**SET EXERCISE:** Please transcribe the listing below in full and word for word, without its pictures.

**SUPPLIED DATA:**
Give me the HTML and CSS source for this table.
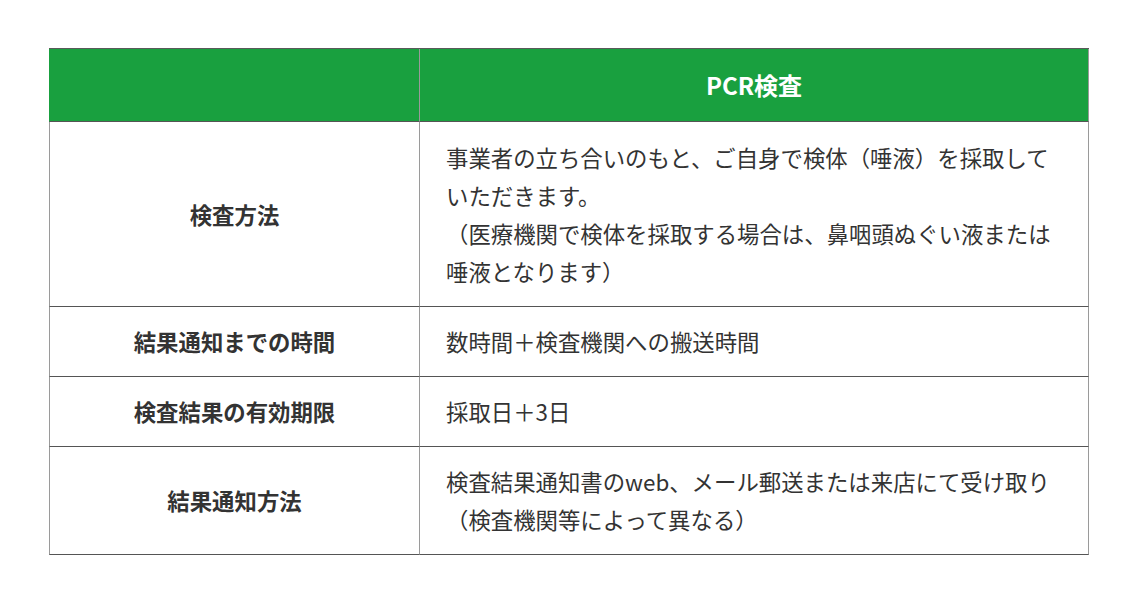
FILE: index.html
```html
<!DOCTYPE html>
<html lang="ja">
<head>
<meta charset="utf-8">
<link rel="stylesheet" href="styles.css">
</head>
<body>
<div class="wrap">
<table class="tbl">
  <thead>
    <tr><th class="c-label"></th><th class="c-val">PCR検査</th></tr>
  </thead>
  <tbody>
    <tr class="r1"><th class="c-label">検査方法</th><td class="c-val">事業者の立ち合いのもと、ご自身で検体（唾液）を採取していただきます。<br>（医療機関で検体を採取する場合は、鼻咽頭ぬぐい液または唾液となります）</td></tr>
    <tr class="r2"><th class="c-label">結果通知までの時間</th><td class="c-val">数時間＋検査機関への搬送時間</td></tr>
    <tr class="r3"><th class="c-label">検査結果の有効期限</th><td class="c-val">採取日＋3日</td></tr>
    <tr class="r4"><th class="c-label">結果通知方法</th><td class="c-val">検査結果通知書のweb、メール郵送または来店にて受け取り（検査機関等によって異なる）</td></tr>
  </tbody>
</table>
</div>
</body>
</html>
```
FILE: styles.css
```css
html, body { margin: 0; padding: 0; background: #fff; }
body { font-family: "Noto Sans CJK JP", "Noto Sans", sans-serif; color: #333; }
.wrap { padding: 48px 0 0 49px; }
.tbl {
  width: 1040px;
  border-collapse: separate;
  border-spacing: 0;
  table-layout: fixed;
  border-top: 1px solid #5a5a5a;
}
.tbl th, .tbl td {
  font-size: 22.4px;
  line-height: 38.2px;
  padding: 15.5px 26px 15.3px;
  border-right: 1px solid #9a9a9a;
  border-bottom: 1px solid #555;
  vertical-align: middle;
}
.tbl .c-label { width: 317px; border-left: 1px solid #9a9a9a; text-align: center; font-weight: bold; }
.tbl td.c-val { text-align: left; font-weight: normal; }
.tbl thead th { background: #19a03f; color: #fff; font-weight: bold; padding: 17px 26px; font-size: 24px; line-height: 38px; text-align: center; }
.tbl thead th.c-label { border-left: 1px solid #19a03f; }
```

**SOLUTION FOR THIS TASK:**
Give me the HTML and CSS source for this table.
FILE: index.html
```html
<!DOCTYPE html>
<html lang="ja">
<head>
<meta charset="utf-8">
<link rel="stylesheet" href="styles.css">
</head>
<body>
<div class="wrap">
<table class="tbl">
  <thead>
    <tr><th class="c-label"></th><th class="c-val">PCR検査</th></tr>
  </thead>
  <tbody>
    <tr class="r1"><th class="c-label">検査方法</th><td class="c-val">事業者の立ち合いのもと、ご自身で検体（唾液）を採取していただきます。<br>（医療機関で検体を採取する場合は、鼻咽頭ぬぐい液または唾液となります）</td></tr>
    <tr class="r2"><th class="c-label">結果通知までの時間</th><td class="c-val">数時間＋検査機関への搬送時間</td></tr>
    <tr class="r3"><th class="c-label">検査結果の有効期限</th><td class="c-val">採取日＋3日</td></tr>
    <tr class="r4"><th class="c-label">結果通知方法</th><td class="c-val">検査結果通知書のweb、メール郵送または来店にて受け取り（検査機関等によって異なる）</td></tr>
  </tbody>
</table>
</div>
</body>
</html>
```
FILE: styles.css
```css
html, body { margin: 0; padding: 0; background: #fff; }
body { font-family: "Noto Sans CJK JP", "Noto Sans", sans-serif; color: #333; }
.wrap { padding: 48px 0 0 49px; }
.tbl {
  width: 1040px;
  border-collapse: separate;
  border-spacing: 0;
  table-layout: fixed;
  border-top: 1px solid #5a5a5a;
}
.tbl th, .tbl td {
  font-size: 22.4px;
  line-height: 38.2px;
  padding: 15.5px 26px 15.3px;
  border-right: 1px solid #9a9a9a;
  border-bottom: 1px solid #555;
  vertical-align: middle;
}
.tbl .c-label { width: 317px; border-left: 1px solid #9a9a9a; text-align: center; font-weight: bold; }
.tbl td.c-val { text-align: left; font-weight: normal; }
.tbl thead th { background: #19a03f; color: #fff; font-weight: bold; padding: 17px 26px; font-size: 24px; line-height: 38px; text-align: center; }
.tbl thead th.c-label { border-left: 1px solid #19a03f; }
```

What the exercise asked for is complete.